I abstained from a vote and everyone else voted yes. Is it unanimous?

I am on a committee to suggest whom to hire as the new principal at my school. Tonight we voted, and everyone else voted “yes” to a certain candidate. I abstained from the vote, for a number of reasons. The committee chair showed us a draft of his report to the board of directors, and he listed the vote as “unanimous.” Is this a correct statement? I abstained partially to show that the group I represent (the faculty, incidentally) is not particularly enthusiastic about the candidate in question (and I let the committee know this, of course), but that it seemed the choice we had to make.

Should I have voted no (and I wouldn’t have had veto power, but there may have been more discussion even though we would have eventually come to the same conclusion to hire the candidate)? Should I ask the committee chair to at least mention that there was one abstention? Thanks!

-Tofer

I always thought that “abstain” votes count in the total. You can do “no vote” and it won’t count in the total. So I don’t think it is unanimous.

Haj

In meetings I’ve attended, votes are always reported as “# for, # against, and # abstentions.” I’m not sure if those are the “official” rules, but it’s how I’ve always seen it done.

There’s a zillion shades of gray here. Unanimous means all in agreement. It can be argued that you agreed with the selection, if reluctantly. If you disagreed, why didn’t you vote against it?

I’d agree with Antigen. Any minutes that I have seen have always said something like:

x for; y against; z abstentions

**tofergregg ** - do the minutes include a summary of the discussion that took place prior to the vote? In a similar situation I would include a statement along the lines that “X, representing the faculty, stated that he would abstain from voting for the following reasons…”

The vote was both unanimous (of the votes cast), and had an abstention (a non-vote). The minutes should report both of those facts.

Dictionary.com: “Based on or characterized by complete assent or agreement”
webster.com: “having the agreement and consent of all”

No, the vote was not unanimous as you did not agree.

I don’t see any justification for calling the vote unanimous and the chair was wrong to do so. The chair apparently meant to imply that there was no dissension, which is clearly not true.

I think it is well within your rights to ask the chair to make the report state that you abstained. If he doesn’t do so, I think it is within your rights to communicate your abstention to the board independently. If the committee report is public, tell the board publicly as well.
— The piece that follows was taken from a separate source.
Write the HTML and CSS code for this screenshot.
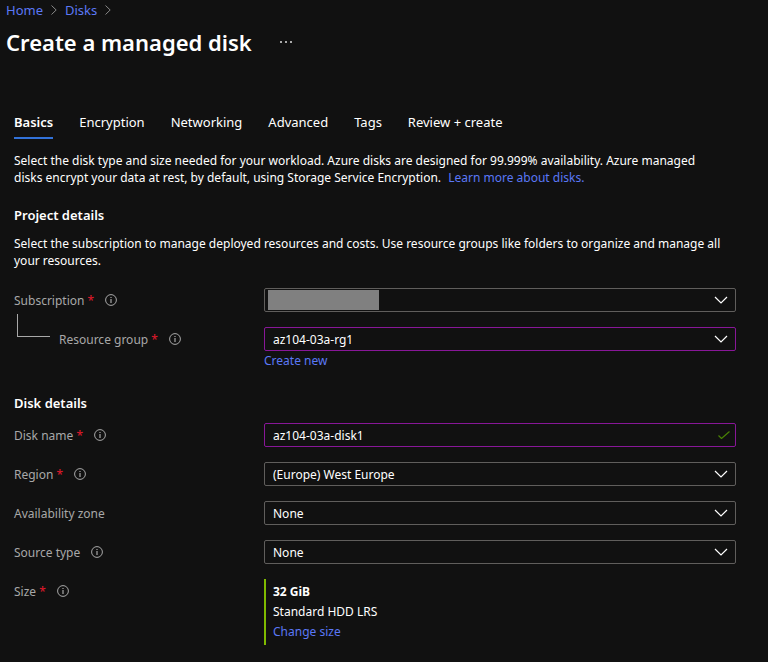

I share Gary T’s puzzlement that you did not vote “no.” I can’t imagine any reason to abstain instead.

The Official Robert’s Rules of Order Web Site:

(Emphasis added.) I would infer, then, that if abstentions have absolutely no effect on obtaining a majority or a two-thirds vote, they also have no effect on obtaining a unanimous vote. “Unanimous” means of votes cast, not of members present, unless the organization’s by-laws specify otherwise.

That’s how I see it, too.

If 20 elligible voters are in the room, 2 vote aye, 0 vote no, 18 abstain.

It is unanimous of those present and voting.

It wasn’t unanimous - it was unopposed. At least that’s how I see it.

The expression you’re after is nem. con. or in full nemine contradicente - “nobody contradicting”. “Unanimous” ought to mean “of one mind”, i.e. everybody voted “yes”.

In the first case, an abstention gives you in effect a fractional vote. You can use it when you don’t care what the outcome is and you don’t want to bias the vote.

In the second case, abstention is the same as no.

Also, some committees might have rules that say a certain number of no votes automatically invalidate the result (1 in case of veto, 40% in case of filibuster). If you don’t agree with a position but are prepared to go with what the group says, then absention is the right choice.

Thanks for all the replies. I’ll talk to the committee chair today and see how he phrased it for the final report.

That’s what I was thinking. I didn’t want to be a nay sayer, but at the same time I wanted to register my concerns. I did so in the discussion, and then I abstained from the vote.